# Written task
Copy out all the lines exactly. Omit pictures.

# Data segment
(begin)

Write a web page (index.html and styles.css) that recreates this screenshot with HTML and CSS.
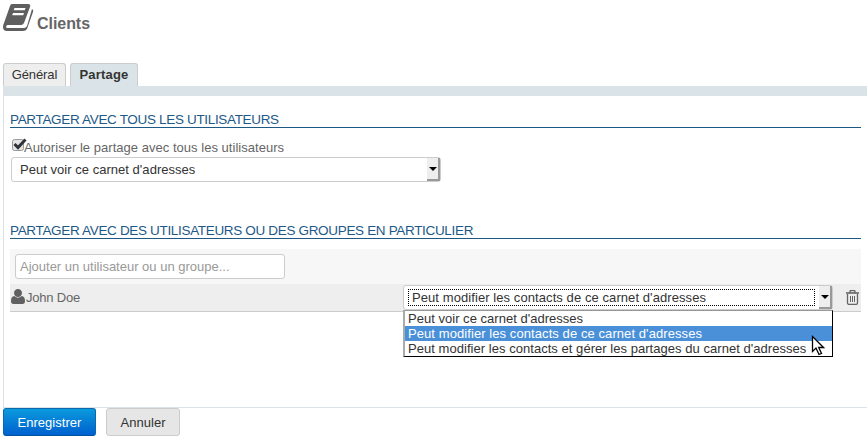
FILE: index.html
```html
<!DOCTYPE html>
<html lang="fr">
<head>
<meta charset="utf-8">
<title>Clients</title>
<link rel="stylesheet" href="styles.css">
</head>
<body>
<header class="page-head">
  <svg class="book" width="31" height="29" viewBox="0 0 31 29">
    <path fill="#5f5f5f" fill-rule="evenodd" d="M9 1H25Q28 1 27 4L21 20Q20 22 18 22H5Q3 22 3 24Q3 25 5 25H21Q23 25 24 23L29 6Q31 7 30 9L24 26Q23 28 20 28H4Q0 28 0 24Q0 22 1 20L7 3Q7.500 1 9 1ZM11.500 5L10.700 7.300H21.700L22.500 5ZM10 10L9.200 12.200H20.200L21 10Z"/>
  </svg>
  <h1>Clients</h1>
</header>
<nav class="tabs">
  <a class="tab general">Général</a>
  <a class="tab active">Partage</a>
</nav>
<main class="panel">
  <h2>PARTAGER AVEC TOUS LES UTILISATEURS</h2>
  <label class="allow">
    <svg width="16" height="15" viewBox="0 0 16 15">
      <rect x="1.500" y="2.500" width="11" height="11" rx="2" fill="#e4e4e4" stroke="#999"/>
      <path d="M3.500 7L7 10.500L14.500 2.500" fill="none" stroke="#30343a" stroke-width="3"/>
    </svg><span>Autoriser le partage avec tous les utilisateurs</span>
  </label>
  <div class="select global"><span class="value">Peut voir ce carnet d'adresses</span><span class="arrow"></span></div>
  <h2 class="second">PARTAGER AVEC DES UTILISATEURS OU DES GROUPES EN PARTICULIER</h2>
  <div class="add-row"><div class="input">Ajouter un utilisateur ou un groupe...</div></div>
  <div class="user-row">
    <svg class="user" width="14" height="15" viewBox="0 0 14 15">
      <path fill="#606060" d="M7 0C9.400 0 11 1.800 11 4S9.400 8 7 8S3 6.200 3 4S4.600 0 7 0ZM3.300 7Q7 10.500 10.700 7Q14 7.500 14 12Q14 15 11.500 15H2.500Q0 15 0 12Q0 7.500 3.300 7Z"/>
    </svg>
    <span class="name">John Doe</span>
    <div class="select personal">
      <span class="value focus">Peut modifier les contacts de ce carnet d'adresses</span><span class="arrow"></span>
      <ul class="menu">
        <li class="short">Peut voir ce carnet d'adresses</li>
        <li class="selected">Peut modifier les contacts de ce carnet d'adresses</li>
        <li class="long">Peut modifier les contacts et gérer les partages du carnet d'adresses</li>
      </ul>
      <svg class="cursor" width="14" height="21" viewBox="0 0 14 21">
        <path d="M1.500 1.500V16.500L5 13L8 19.500L10.500 18.500L7.700 12.500H12.500Z" fill="#fff" stroke="#000" stroke-width="1.300"/>
      </svg>
    </div>
    <svg class="trash" width="13" height="15" viewBox="0 0 13 15" fill="none" stroke="#666">
      <path d="M0 3H13" stroke-width="1.600"/>
      <path d="M4 3V1.500Q4 .5 5 .5H8Q9 .5 9 1.500V3M1.500 4V13Q1.500 14.400 3 14.400H10Q11.500 14.400 11.500 13V4" stroke-width="1.300"/>
      <path d="M4.500 6V12M6.500 6V12M8.500 6V12"/>
    </svg>
  </div>
</main>
<footer class="actions">
  <button class="save">Enregistrer</button>
  <button class="cancel">Annuler</button>
</footer>
</body>
</html>
```
FILE: styles.css
```css
* { box-sizing: border-box; }
body { margin: 0; height: 439px; overflow: hidden; background: #fff; color: #333; font: 13px/16px "Liberation Sans", sans-serif; letter-spacing: .03px; }
.page-head { height: 63px; padding: 3px 0 0 3px; display: flex; gap: 3px; }
.book { flex: none; }
h1 { margin: 12px 0 0; font-size: 16px; line-height: 18px; color: #666; letter-spacing: -.05px; }
.tabs { display: flex; gap: 4px; height: 23px; padding-left: 3px; }
.tab { border: 1px solid #ccc; border-bottom: 0; border-radius: 3px 3px 0 0; background: #eee; width: 63px; text-align: center; line-height: 22px; }
.tab.general { letter-spacing: -.1px; }
.tab.active { width: 68px; background: #dae3e7; font-weight: bold; color: #333; letter-spacing: .2px; }
.panel { margin-left: 3px; height: 322px; border-top: 10px solid #dae3e7; border-left: 1px solid #dae3e7; border-bottom: 1px solid #dae3e7; padding: 14px 6px 0; }
h2 { margin: 0; height: 18px; border-bottom: 1px solid #1d5987; color: #1d5987; font-size: 13.5px; font-weight: normal; line-height: 20px; letter-spacing: -.33px; white-space: nowrap; }
.allow { display: flex; height: 29px; padding: 9px 0 0 1px; color: #666; }
.allow svg { flex: none; margin-right: -3px; }
.allow span { line-height: 21px; }
.select { position: relative; display: flex; border: 1px solid #ccc; border-radius: 3px; background: #fff; white-space: nowrap; }
.global { width: 430px; height: 25px; margin-left: 1px; }
.global .value { flex: 1; padding-left: 8px; line-height: 23px; }
.arrow { width: 13px; flex: none; background: #eee; border-right: 2px solid #999; border-bottom: 2px solid #999; display: flex; justify-content: center; align-items: center; }
.arrow::after { content: ""; border: 4px solid transparent; border-top: 4px solid #000; border-bottom: 0; }
.second { margin-top: 39px; }
.add-row { margin-top: 10px; height: 35px; padding: 5px; background: #f7f7f7; }
.input { width: 270px; height: 25px; border: 1px solid #ccc; border-radius: 3px; background: #fff; color: #999; padding-left: 4px; line-height: 23px; letter-spacing: 0; }
.user-row { display: flex; height: 28px; border-bottom: 1px solid #ccc; background: #eee; padding: 1px 1px 0; }
.user { flex: none; margin-top: 4px; }
.name { width: 378px; padding-left: 1px; color: #666; line-height: 25px; letter-spacing: -.2px; }
.personal { width: 430px; height: 25px; flex: none; letter-spacing: .08px; }
.focus { flex: 1; margin: 3px 4px 3px 4px; border: 1px dotted #000; padding-left: 3px; line-height: 16px; }
.menu { position: absolute; top: 24px; left: -1px; width: 430px; height: 47px; margin: 0; padding: 0; border: 1px solid #000; border-top-color: #999; border-left: 2px solid #aaa; background: #fff; list-style: none; }
.menu li { height: 15px; padding-left: 3px; line-height: 15px; }
.menu .short { letter-spacing: .02px; }
.menu .long { letter-spacing: .04px; }
.menu .selected { background: #4a90d9; color: #fff; }
.cursor { position: absolute; left: 407px; top: 49px; }
.trash { flex: none; margin: 5px 0 0 13px; }
.actions { display: flex; gap: 10px; padding-left: 3px; }
button { height: 28px; padding: 2px 0 0; border-radius: 3px; font: inherit; letter-spacing: inherit; }
.save { width: 93px; border: 1px solid #0869ad; border-bottom-color: #0450a0; background: linear-gradient(#0a9adc, #0060cf); color: #fff; }
.cancel { width: 74px; border: 1px solid #ccc; background: #e6e6e6; color: #333; }
```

(end)

# Exercise output
Write a web page (index.html and styles.css) that recreates this screenshot with HTML and CSS.
FILE: index.html
```html
<!DOCTYPE html>
<html lang="fr">
<head>
<meta charset="utf-8">
<title>Clients</title>
<link rel="stylesheet" href="styles.css">
</head>
<body>
<header class="page-head">
  <svg class="book" width="31" height="29" viewBox="0 0 31 29">
    <path fill="#5f5f5f" fill-rule="evenodd" d="M9 1H25Q28 1 27 4L21 20Q20 22 18 22H5Q3 22 3 24Q3 25 5 25H21Q23 25 24 23L29 6Q31 7 30 9L24 26Q23 28 20 28H4Q0 28 0 24Q0 22 1 20L7 3Q7.500 1 9 1ZM11.500 5L10.700 7.300H21.700L22.500 5ZM10 10L9.200 12.200H20.200L21 10Z"/>
  </svg>
  <h1>Clients</h1>
</header>
<nav class="tabs">
  <a class="tab general">Général</a>
  <a class="tab active">Partage</a>
</nav>
<main class="panel">
  <h2>PARTAGER AVEC TOUS LES UTILISATEURS</h2>
  <label class="allow">
    <svg width="16" height="15" viewBox="0 0 16 15">
      <rect x="1.500" y="2.500" width="11" height="11" rx="2" fill="#e4e4e4" stroke="#999"/>
      <path d="M3.500 7L7 10.500L14.500 2.500" fill="none" stroke="#30343a" stroke-width="3"/>
    </svg><span>Autoriser le partage avec tous les utilisateurs</span>
  </label>
  <div class="select global"><span class="value">Peut voir ce carnet d'adresses</span><span class="arrow"></span></div>
  <h2 class="second">PARTAGER AVEC DES UTILISATEURS OU DES GROUPES EN PARTICULIER</h2>
  <div class="add-row"><div class="input">Ajouter un utilisateur ou un groupe...</div></div>
  <div class="user-row">
    <svg class="user" width="14" height="15" viewBox="0 0 14 15">
      <path fill="#606060" d="M7 0C9.400 0 11 1.800 11 4S9.400 8 7 8S3 6.200 3 4S4.600 0 7 0ZM3.300 7Q7 10.500 10.700 7Q14 7.500 14 12Q14 15 11.500 15H2.500Q0 15 0 12Q0 7.500 3.300 7Z"/>
    </svg>
    <span class="name">John Doe</span>
    <div class="select personal">
      <span class="value focus">Peut modifier les contacts de ce carnet d'adresses</span><span class="arrow"></span>
      <ul class="menu">
        <li class="short">Peut voir ce carnet d'adresses</li>
        <li class="selected">Peut modifier les contacts de ce carnet d'adresses</li>
        <li class="long">Peut modifier les contacts et gérer les partages du carnet d'adresses</li>
      </ul>
      <svg class="cursor" width="14" height="21" viewBox="0 0 14 21">
        <path d="M1.500 1.500V16.500L5 13L8 19.500L10.500 18.500L7.700 12.500H12.500Z" fill="#fff" stroke="#000" stroke-width="1.300"/>
      </svg>
    </div>
    <svg class="trash" width="13" height="15" viewBox="0 0 13 15" fill="none" stroke="#666">
      <path d="M0 3H13" stroke-width="1.600"/>
      <path d="M4 3V1.500Q4 .5 5 .5H8Q9 .5 9 1.500V3M1.500 4V13Q1.500 14.400 3 14.400H10Q11.500 14.400 11.500 13V4" stroke-width="1.300"/>
      <path d="M4.500 6V12M6.500 6V12M8.500 6V12"/>
    </svg>
  </div>
</main>
<footer class="actions">
  <button class="save">Enregistrer</button>
  <button class="cancel">Annuler</button>
</footer>
</body>
</html>
```
FILE: styles.css
```css
* { box-sizing: border-box; }
body { margin: 0; height: 439px; overflow: hidden; background: #fff; color: #333; font: 13px/16px "Liberation Sans", sans-serif; letter-spacing: .03px; }
.page-head { height: 63px; padding: 3px 0 0 3px; display: flex; gap: 3px; }
.book { flex: none; }
h1 { margin: 12px 0 0; font-size: 16px; line-height: 18px; color: #666; letter-spacing: -.05px; }
.tabs { display: flex; gap: 4px; height: 23px; padding-left: 3px; }
.tab { border: 1px solid #ccc; border-bottom: 0; border-radius: 3px 3px 0 0; background: #eee; width: 63px; text-align: center; line-height: 22px; }
.tab.general { letter-spacing: -.1px; }
.tab.active { width: 68px; background: #dae3e7; font-weight: bold; color: #333; letter-spacing: .2px; }
.panel { margin-left: 3px; height: 322px; border-top: 10px solid #dae3e7; border-left: 1px solid #dae3e7; border-bottom: 1px solid #dae3e7; padding: 14px 6px 0; }
h2 { margin: 0; height: 18px; border-bottom: 1px solid #1d5987; color: #1d5987; font-size: 13.5px; font-weight: normal; line-height: 20px; letter-spacing: -.33px; white-space: nowrap; }
.allow { display: flex; height: 29px; padding: 9px 0 0 1px; color: #666; }
.allow svg { flex: none; margin-right: -3px; }
.allow span { line-height: 21px; }
.select { position: relative; display: flex; border: 1px solid #ccc; border-radius: 3px; background: #fff; white-space: nowrap; }
.global { width: 430px; height: 25px; margin-left: 1px; }
.global .value { flex: 1; padding-left: 8px; line-height: 23px; }
.arrow { width: 13px; flex: none; background: #eee; border-right: 2px solid #999; border-bottom: 2px solid #999; display: flex; justify-content: center; align-items: center; }
.arrow::after { content: ""; border: 4px solid transparent; border-top: 4px solid #000; border-bottom: 0; }
.second { margin-top: 39px; }
.add-row { margin-top: 10px; height: 35px; padding: 5px; background: #f7f7f7; }
.input { width: 270px; height: 25px; border: 1px solid #ccc; border-radius: 3px; background: #fff; color: #999; padding-left: 4px; line-height: 23px; letter-spacing: 0; }
.user-row { display: flex; height: 28px; border-bottom: 1px solid #ccc; background: #eee; padding: 1px 1px 0; }
.user { flex: none; margin-top: 4px; }
.name { width: 378px; padding-left: 1px; color: #666; line-height: 25px; letter-spacing: -.2px; }
.personal { width: 430px; height: 25px; flex: none; letter-spacing: .08px; }
.focus { flex: 1; margin: 3px 4px 3px 4px; border: 1px dotted #000; padding-left: 3px; line-height: 16px; }
.menu { position: absolute; top: 24px; left: -1px; width: 430px; height: 47px; margin: 0; padding: 0; border: 1px solid #000; border-top-color: #999; border-left: 2px solid #aaa; background: #fff; list-style: none; }
.menu li { height: 15px; padding-left: 3px; line-height: 15px; }
.menu .short { letter-spacing: .02px; }
.menu .long { letter-spacing: .04px; }
.menu .selected { background: #4a90d9; color: #fff; }
.cursor { position: absolute; left: 407px; top: 49px; }
.trash { flex: none; margin: 5px 0 0 13px; }
.actions { display: flex; gap: 10px; padding-left: 3px; }
button { height: 28px; padding: 2px 0 0; border-radius: 3px; font: inherit; letter-spacing: inherit; }
.save { width: 93px; border: 1px solid #0869ad; border-bottom-color: #0450a0; background: linear-gradient(#0a9adc, #0060cf); color: #fff; }
.cancel { width: 74px; border: 1px solid #ccc; background: #e6e6e6; color: #333; }
```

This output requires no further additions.